Though stimulus package negotiations have not resumed after an exploratory phone call between House Speaker Nancy Pelosi and White House Chief of Staff Mark Meadows on Thursday, the way the first stimulus check was processed can give us an idea about how a second round of payments could be handled, including how it’s treated on your taxes and how to receive money if you don’t usually file with the IRS.

Still waiting for that first payment? Read on to learn some ways to tackle the problem and find out what happened, like using the free IRS tracking tool or filing a missing payment report. We update this story often as new information becomes available.

Will you be taxed on your stimulus check? What are your rights?

These rules apply to the first stimulus payments issued in March and could serve as a model for the second round of payments, if there is one.

The payment is not taxable: You won’t pay taxes next year on a stimulus payment you receive from the IRS in 2020. The IRS doesn’t consider it income and a payment you get in 2020 will not reduce your refund or increase the amount you owe when you file your 2020 tax return next year. You also won’t have to repay anything if you qualify for a lower amount in 2021.
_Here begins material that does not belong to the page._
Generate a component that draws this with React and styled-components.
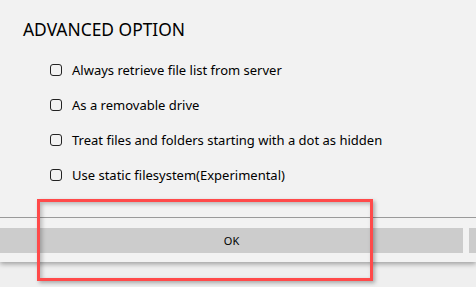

Overdue debts: Under some circumstances with the first stimulus payment, banks and private creditors could seize your payment for outstanding debts. The current stimulus payment proposals would in most cases prohibit creditors and banks from seizing the payment to pay debts. Likewise, you are not required to hand the check over to facilities, like nursing homes and landlords, to cover expenses.

Overdue child support: With both the CARES Act and the proposed HEALS Act, you would not receive a check if you owed child support. Under the House of Representatives’ Heroes Act, which the Senate did not take up or veto, you would be eligible for a payment if you owed support.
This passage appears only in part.